/ 6 February 2013

ANC’s push for teaching as an essential service augurs conflict

Anc's Push For Teaching As An Essential Service Augurs Conflict

It came to a head this week, with ANC secretary general Gwede Mantashe using phrases like "number-one priority" and "no stone unturned", but the idea of making teaching an essential service was floated within government, and the ANC, some time ago.

The national development plan, which is being treated as the centre point of government policy, effectively suggests that teacher unions must be stripped of their power. A ministerial review of science and technology bluntly suggested outlawing strikes by teachers.
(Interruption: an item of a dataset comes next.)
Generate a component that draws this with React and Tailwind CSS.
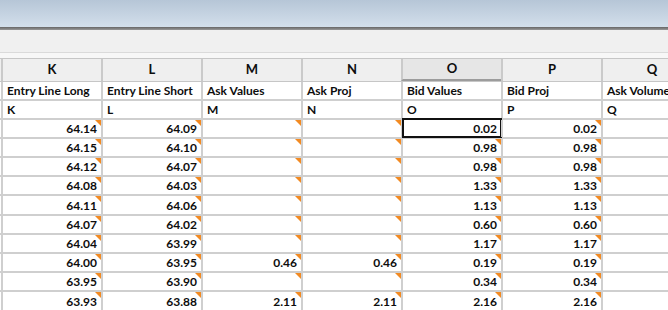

That review incidentally was set up under Naledi Pandor, former minister of education, who will take the lead on its implementation for the ANC. The idea found at least some support among parents and pushing it would help rehabilitate the image of an administration still held liable for the textbook fiasco.
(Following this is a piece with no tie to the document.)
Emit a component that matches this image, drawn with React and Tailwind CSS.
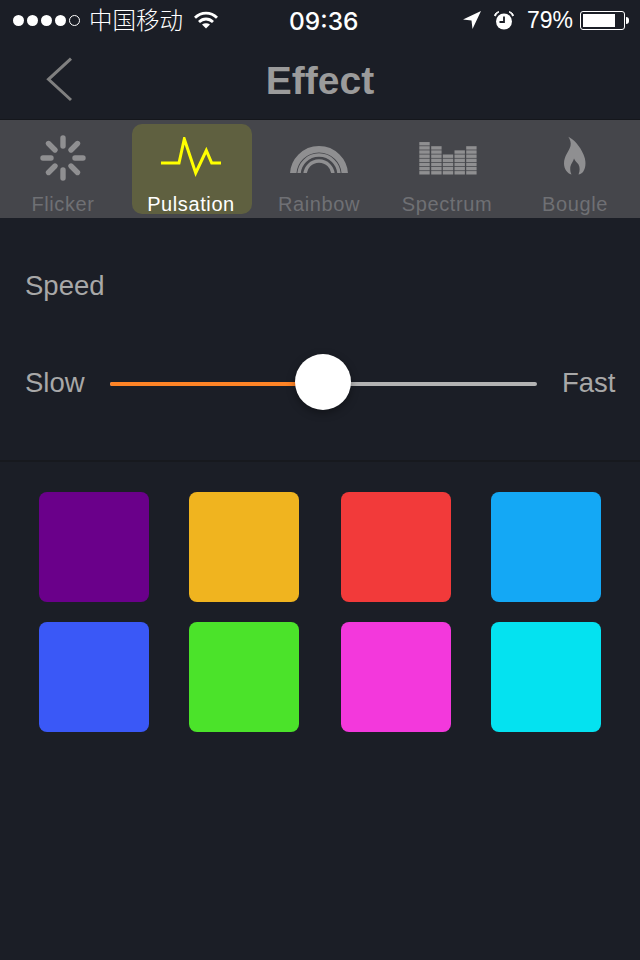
const TABS = ["Flicker", "Pulsation", "Rainbow", "Spectrum", "Bougle"];

const SWATCHES = [
  "bg-[#6a008a]",
  "bg-[#f0b41f]",
  "bg-[#f23a3a]",
  "bg-[#14a8f5]",
  "bg-[#3a58f7]",
  "bg-[#4be32a]",
  "bg-[#f338dc]",
  "bg-[#04e2f0]",
];

const SPECTRUM = [
  { x: 2.3, bars: 8 },
  { x: 14.2, bars: 7 },
  { x: 25.8, bars: 5 },
  { x: 37.5, bars: 6 },
  { x: 49.2, bars: 7 },
];

function SignalDots() {
  return (
    <div className="flex items-center gap-[3px]">
      {[0, 1, 2, 3].map((i) => (
        <div key={i} className="w-[11px] h-[11px] rounded-full bg-white" />
      ))}
      <div className="w-[11px] h-[11px] rounded-full border border-white" />
    </div>
  );
}

function Wifi() {
  return (
    <svg width="24" height="18" viewBox="0 0 24 18" fill="none" stroke="white" strokeWidth="2.8">
      <path d="M1 6.8C7.2 0.6 16.8 0.6 23 6.8" />
      <path d="M5 11C9.2 7 14.8 7 19 11" />
      <path d="M12 17.5L8 13.6C10.4 11.9 13.6 11.9 16 13.6Z" fill="white" stroke="none" />
    </svg>
  );
}

function StatusBar() {
  return (
    <div className="relative h-10 flex items-center justify-between pl-[13px] pr-[11px] text-white">
      <div className="flex items-center">
        <SignalDots />
        <span className="ml-[9px] text-[23.5px] font-light font-['Noto_Sans_CJK_SC',sans-serif]">中国移动</span>
        <div className="ml-[11px]">
          <Wifi />
        </div>
      </div>
      <span className="absolute left-[289px] top-[5px] text-[24.5px] leading-[32px] font-medium font-['Inter',sans-serif]">09:36</span>
      <div className="flex items-center">
        <svg width="18" height="18" viewBox="0 0 18 18" fill="white">
          <path d="M0 8.5L18 0L9.5 18L8.5 9.5Z" />
        </svg>
        <svg className="ml-[13px]" width="20" height="19" viewBox="0 0 20 19">
          <circle cx="10" cy="10.5" r="8" fill="white" />
          <path d="M10 5.5V11H5.5" fill="none" stroke="#1b1e26" strokeWidth="1.8" />
          <path d="M0.5 4.5C1 2.5 3 0.8 5 0.8C3.5 1.8 2 3.2 1.5 5ZM19.5 4.5C19 2.5 17 0.8 15 0.8C16.5 1.8 18 3.2 18.5 5Z" fill="white" stroke="white" strokeWidth="1" />
        </svg>
        <span className="ml-[13px] text-[23px] leading-none font-light">79%</span>
        <div className="ml-[7px] flex items-center">
          <div className="w-[45px] h-[19px] rounded-[3px] border border-white p-[2px]">
            <div className="w-[32px] h-full bg-white" />
          </div>
          <div className="ml-[1px] w-[3px] h-[7px] rounded-r-sm bg-white" />
        </div>
      </div>
    </div>
  );
}

function TabIcon({ name }) {
  if (name === "Flicker") {
    return (
      <svg width="46" height="46" viewBox="0 0 46 46" stroke="#8f8f91" strokeWidth="5.4" strokeLinecap="round">
        <path d="M23 3V11M23 35V43M3 23H11M35 23H43M8.5 8.5L15 15M31 31L37.5 37.5M37.5 8.5L31 15M15 31L8.5 37.5" />
      </svg>
    );
  }
  if (name === "Pulsation") {
    return (
      <svg className="-translate-y-px" width="62" height="40" viewBox="0 0 62 40" fill="none" stroke="#ffff00" strokeWidth="3">
        <path d="M1 26H19L24.3 2L35.7 36L46.3 13.5L51.7 26H61" />
      </svg>
    );
  }
  if (name === "Rainbow") {
    return (
      <svg className="translate-y-[2px]" width="58" height="27" viewBox="0 0 58 27" fill="none" stroke="#8f8f91">
        <circle cx="29" cy="29" r="25.8" strokeWidth="6.4" />
        <circle cx="29" cy="29" r="20" strokeWidth="3.4" />
        <circle cx="29" cy="29" r="14" strokeWidth="3.4" />
      </svg>
    );
  }
  if (name === "Spectrum") {
    return (
      <svg width="60" height="34" viewBox="0 0 60 34" fill="#8f8f91">
        {SPECTRUM.flatMap((col) =>
          Array.from({ length: col.bars }, (_, i) => (
            <rect key={`${col.x}-${i}`} x={col.x} y={33.5 - 3.4 - i * 4.15} width="10.4" height="3.4" />
          ))
        )}
      </svg>
    );
  }
  return (
    <svg className="-translate-y-[2px]" width="24" height="40" viewBox="0 0 24 40" fill="#8f8f91">
      <path d="M5.3 0.7C11 3.5 17 10 20.5 18.5C23 24 23.5 31 20 36C18.5 37.5 17 38.3 15.5 38.5C17 35 17 31 15.5 28.5C14 26.5 12 25 11 22.5C10.5 25.5 8 27.5 7.3 31C7 34 7.5 36.5 8.5 38.5C4.5 37.5 1 33 1 27.5C1 20 6 15.5 7.5 10C8.3 6.5 7 3 5.3 0.7Z" />
    </svg>
  );
}

export default function App() {
  return (
    <div className="w-[640px] h-[960px] overflow-hidden bg-[#1b1e26] font-['Liberation_Sans',sans-serif]">
      <StatusBar />

      {/* Header */}
      <div className="relative h-[80px] flex items-center justify-center border-b border-[#15171c]">
        <svg className="absolute left-[46px] top-[16px]" width="28" height="46" viewBox="0 0 28 46" fill="none" stroke="#808080" strokeWidth="3">
          <path d="M25 2.7L2.5 23.3L25 44" />
        </svg>
        <h1 className="pt-[3px] text-[39px] font-bold text-[#9b9b9b]">Effect</h1>
      </div>

      {/* Effect tabs */}
      <div className="h-[98px] bg-[#45464b] flex ml-[-1px]">
        {TABS.map((tab) => {
          const active = tab === "Pulsation";
          return (
            <div key={tab} className="relative w-[128px] shrink-0 flex flex-col items-center">
              {active && <div className="absolute left-[5px] top-[4px] w-[120px] h-[90px] rounded-[10px] bg-[#5f6040]" />}
              <div className="relative h-[70px] pt-[5px] flex items-center justify-center">
                <TabIcon name={tab} />
              </div>
              <span className={`relative text-[20px] leading-[28px] tracking-[0.6px] ${active ? "text-white" : "text-[#6f7074]"}`}>
                {tab}
              </span>
            </div>
          );
        })}
      </div>

      {/* Speed */}
      <div className="h-[244px] border-b-2 border-[#17191e] px-[25px] text-[#a8a8a8] text-[27.5px]">
        <div className="pt-[50px] leading-[36px]">Speed</div>
        <div className="mt-[61px] flex items-center leading-[36px]">
          <span className="w-[85px] shrink-0 pb-[2px]">Slow</span>
          <div className="relative w-[427px] h-[4px] shrink-0 rounded-full bg-[#b3b3b3]">
            <div className="w-[200px] h-full rounded-full bg-[#ff8426]" />
            <div className="absolute left-[185px] top-[-28px] w-[56px] h-[56px] rounded-full bg-white shadow-[0_3px_8px_rgba(0,0,0,0.35)]" />
          </div>
          <span className="ml-[25px] pb-[2px]">Fast</span>
        </div>
      </div>

      {/* Colours */}
      <div className="ml-[39px] mt-[30px] grid grid-cols-[150px_152px_150px_110px] gap-y-[20px]">
        {SWATCHES.map((color) => (
          <div key={color} className={`w-[110px] h-[110px] rounded-[8px] ${color}`} />
        ))}
      </div>
    </div>
  );
}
Of course, 2013 would be a good year to show a commitment to education – for both the ANC and the government – as during the course of this year the basic education department will face more legal action and likely more scandals too.

But declaring teaching an essential service is not a battle the ANC is likely to win.

On Tuesday the Congress of South African Trade Unions (Cosatu) argued that such a declaration would be unconstitutional, and if the matter ever did reach the Constitutional Court, it would have every prospect of seeing that view endorsed from the bench.

The court has shown a great deal of care in balancing constitutional rights by considering the practical rather than the theoretical. It could be argued that children are disadvantaged when teaching is interrupted to the detriment of society as a whole. The practical counter-argument is that a lack of books, facilities and, in the case of the Northern Cape, action against parents blocking schooling represents far more real problems, with an impact far exceeding the loss of teaching days to organised industrial action.

Reshaping the discussion
It is an argument the South African Democratic Teachers' Union (Sadtu) would love to make before the court and before the public. Having suffered from a serious image problem in recent years, the union has been working hard to reshape the discussion and it has been succeeding. Not that long ago all the ills of education were laid at the door of lazy, incompetent, unaccountable teachers almost as a matter of reflex. But the education department's disinterested approach to minimum norms and standards for school infrastructure and buck-passing on responsibility for textbook distribution has changed that.

"We have said many a times that problems confronting education are systematic and multifaceted," Sadtu said in a statement on Monday. "Targeting one component in the system which is the teachers will therefore not solve the problem. Problems confronting education need to be dealt with in a holistic manner."

In 2010 many would have interpreted that as yet another attempt by the union to avoid blame properly apportioned to its members. This week it drew more than a modicum of agreement. Given the time it would take to create the regulation to ban teacher strikes, Sadtu could conceivably harden that into a more pointed message: the ANC is trying to cover up its inability to provide children with decent education; don't let them.

Public opinion notwithstanding, Sadtu, Cosatu and related parties can count on the unwavering support of the majority of public-service unions, unions that have a proven ability to extort double-digit wage increases from a government they have shown they can bring to their knees.

Attempts to keep unionisation out of the defence force has already put public-service bargaining groups somewhat on edge, and in private discussions around teachers are already tinged with a sense of dangerous precedent. If teaching is vital to the running of the country, categorised with services such as emergency healthcare and policing, could the same not be said for the issuing of ID books or the administration of grants? Is there, in fact, any government service that could then be said to be non-essential?

Cosatu's complaint
Allowing themselves to be culled from the herd one by one is not a happy prospect for these unions – not in an era where Cosatu complains that it has a seat at the tripartite table but is ignored when it speaks and not when they have thought it necessary to strike more often than not to achieve wage settlements.

Then there is Cosatu itself, a formation that knows many of its constituents would prefer honest confrontation with the ANC rather than an alliance so often in disagreement on policy, which watched in horror the growth of a more militant flavour of union epitomised by the Association of Mineworkers and Construction Union. On e-tolls Cosatu could swallow defeat, but allowing Sadtu to be neutered would be crippling to the union federation.

You could almost say the ANC was daring government unions to flex their muscle to the maximum and throw out the multi-year settlements reached after fraught and long-winded negotiations not quite six months ago.